Quote the records below in full, exactly as given, with the images taken out.

A block of data

━━━━━━

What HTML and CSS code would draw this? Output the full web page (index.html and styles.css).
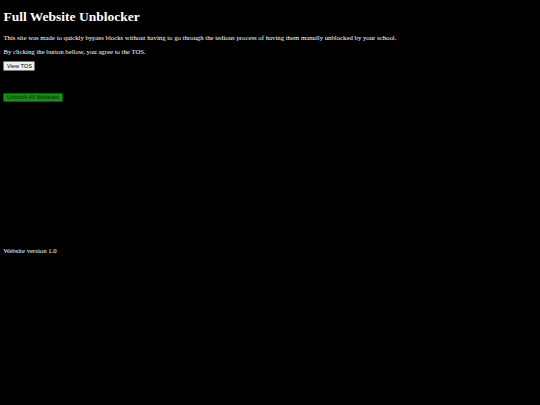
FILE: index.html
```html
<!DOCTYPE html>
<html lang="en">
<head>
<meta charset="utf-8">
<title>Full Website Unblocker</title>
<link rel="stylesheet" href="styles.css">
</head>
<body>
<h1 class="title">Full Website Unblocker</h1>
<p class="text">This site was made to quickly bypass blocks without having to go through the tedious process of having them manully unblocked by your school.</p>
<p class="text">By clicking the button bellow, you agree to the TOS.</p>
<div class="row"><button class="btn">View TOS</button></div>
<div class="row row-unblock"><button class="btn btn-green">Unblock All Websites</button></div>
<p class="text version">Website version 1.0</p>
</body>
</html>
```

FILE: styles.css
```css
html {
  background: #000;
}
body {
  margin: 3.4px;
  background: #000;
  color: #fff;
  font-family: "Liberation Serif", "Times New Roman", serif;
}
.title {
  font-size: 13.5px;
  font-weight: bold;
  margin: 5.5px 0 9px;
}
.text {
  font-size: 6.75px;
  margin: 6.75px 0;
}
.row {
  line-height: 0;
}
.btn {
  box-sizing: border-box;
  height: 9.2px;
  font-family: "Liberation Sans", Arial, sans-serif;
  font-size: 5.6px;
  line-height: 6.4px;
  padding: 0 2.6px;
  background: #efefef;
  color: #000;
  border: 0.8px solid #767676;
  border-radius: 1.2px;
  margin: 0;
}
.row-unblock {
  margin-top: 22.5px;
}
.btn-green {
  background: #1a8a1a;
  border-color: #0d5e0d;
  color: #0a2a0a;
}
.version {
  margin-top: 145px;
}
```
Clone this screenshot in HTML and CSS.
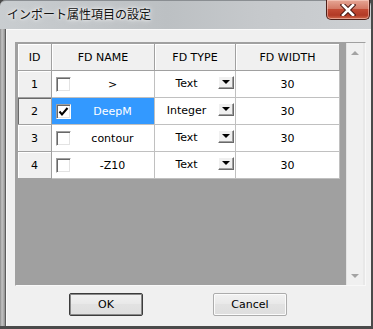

━━━━━━

> [Exercise answer]:
What HTML and CSS code would draw this? Output the full web page (index.html and styles.css).
FILE: index.html
```html
<!DOCTYPE html>
<html lang="en">
<head>
<meta charset="utf-8">
<title>Full Website Unblocker</title>
<link rel="stylesheet" href="styles.css">
</head>
<body>
<h1 class="title">Full Website Unblocker</h1>
<p class="text">This site was made to quickly bypass blocks without having to go through the tedious process of having them manully unblocked by your school.</p>
<p class="text">By clicking the button bellow, you agree to the TOS.</p>
<div class="row"><button class="btn">View TOS</button></div>
<div class="row row-unblock"><button class="btn btn-green">Unblock All Websites</button></div>
<p class="text version">Website version 1.0</p>
</body>
</html>
```

FILE: styles.css
```css
html {
  background: #000;
}
body {
  margin: 3.4px;
  background: #000;
  color: #fff;
  font-family: "Liberation Serif", "Times New Roman", serif;
}
.title {
  font-size: 13.5px;
  font-weight: bold;
  margin: 5.5px 0 9px;
}
.text {
  font-size: 6.75px;
  margin: 6.75px 0;
}
.row {
  line-height: 0;
}
.btn {
  box-sizing: border-box;
  height: 9.2px;
  font-family: "Liberation Sans", Arial, sans-serif;
  font-size: 5.6px;
  line-height: 6.4px;
  padding: 0 2.6px;
  background: #efefef;
  color: #000;
  border: 0.8px solid #767676;
  border-radius: 1.2px;
  margin: 0;
}
.row-unblock {
  margin-top: 22.5px;
}
.btn-green {
  background: #1a8a1a;
  border-color: #0d5e0d;
  color: #0a2a0a;
}
.version {
  margin-top: 145px;
}
```
Clone this screenshot in HTML and CSS.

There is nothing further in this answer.